Despite these advances, I have seen in my work that biodiversity continues to receive limited attention within most sustainability strategies. Where it is mentioned, it is often addressed in isolation rather than as part of a broader, integrated approach to nature (i.e incorporated into a unified strategy that considers climate, water, land, and ecosystems collectively). This is a missed opportunity. These environmental challenges are not separate. They are deeply interconnected and must be addressed together to build genuine resilience.

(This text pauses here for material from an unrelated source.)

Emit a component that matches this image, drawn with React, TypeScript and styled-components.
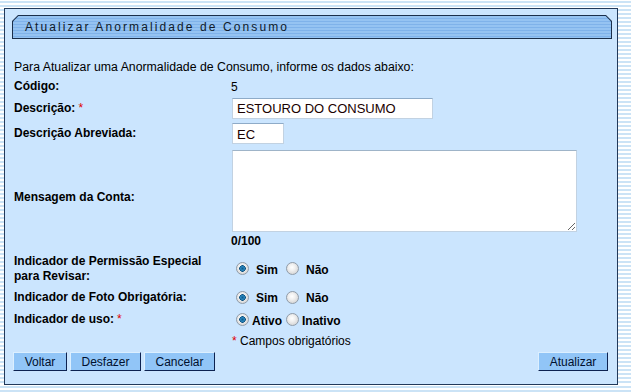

This three-part article series seeks to bring biodiversity into the centre of the sustainability conversation within fashion. This first article explores the current blind spots in the industry and provides an overview of the biodiversity impacts associated with fashion supply chains. The second examines how leading fashion companies are addressing nature-related challenges, assesses the effectiveness of their current strategies, and highlights the gap between voluntary actions and regulatory expectations. The third article looks ahead and imagines what a nature-positive future for fashion could look like, along with steps companies can take to move in that direction.
Biodiversity Impacts Across the Fashion Supply Chain
Biodiversity loss is one of the most urgent and still underexplored sustainability challenges in fashion. While climate action and circularity have gained traction, the sector's direct contributions to ecosystem degradation, through land use change, fibre sourcing, and pollution, are frequently overlooked.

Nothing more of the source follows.